USCIS Releases a New Green Card
Posted on 05/14/2010
Earlier this week, United States Citizenship and Immigration Services announced the release of a new green card.
The new green card — or the permanent resident card, as it is known officially — was redesigned to incorporate new and improved security features.
But what are the differences between the old green card and the new green card? And if you are a current permanent resident, will you need to replace your green card?
Avoiding Immigration Fraud
The green card was redesigned to implement better security features in an effort to deter immigration fraud.
“Redesigning the Green Card is a major achievement for USCIS,” said USCIS Director Alejandro Mayorkas in a press release. “The new security technology makes a critical contribution to the integrity of the immigration system.”
With the new green card features, it will be harder to tamper with or produce counterfeit cards.
Better Security Features
The old green card had only a few security features — and on top of that, the card wasn’t even green!
To redesign the green card, USCIS partnered with US Customs and Border Protection, the Department of Homeland Security Screening Coordination Office and the Immigration and Customs Enforcement (ICE) Forensic Document Laboratory to bring about a well-designed card with state-of-the-art features.
The new green card improves on the picture of the resident and unique background design and holographic image.
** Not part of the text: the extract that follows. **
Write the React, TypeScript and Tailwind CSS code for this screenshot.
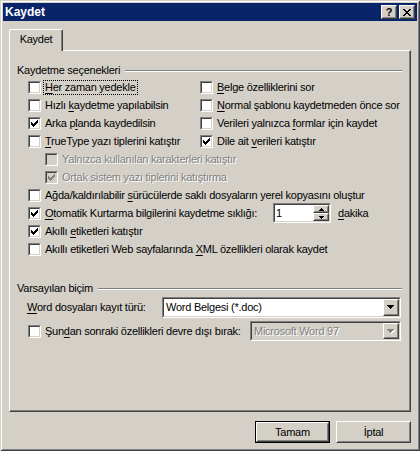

It also adds optical variable ink, a laser-engraved fingerprint, a tamper-resistant border and tiny high-resolution pictures of state flags and presidents. All of these elements make the new green card difficult to reproduce.
Digital files, including biometrics, are still stored on the card. Now, in addition, there is also an embedded radio frequency identification device. The radio frequency identification allows inspectors to read unique serial numbers from a distance and link the information to the personal data on file.
These new security features will allow for authentication of the new card quickly and accurately.
One element of the card is that USCIS kept the card’s nickname in mind when they redesigned it — the new green card is actually green!
Green Card Replacement
All green cards issued after May 11, 2010, will be in the new, more secure format.
Many permanent residents are now in possession of green cards with the old format. Some of these existing green cards have an expiration date. The cards will be valid until the expiration date, and the cardholders will receive the the redesigned green card if they seek a renewal.
There are some permanent residents in possession of green cards with no expiration date. While these cards are also still valid, USCIS recommends that these green card holders apply for a card replacement in order to receive the new green card.
To renew or replace a green card, permanent residents must fill out Form I-90. The fee is $370.
An alternative to renewing a green card may be filing for citizenship. Depending on the length of their duration in the US, some permanent residents may be eligible to apply to become a naturalized US citizen.
If you are a permanent resident, explore all your options before applying for a new green card!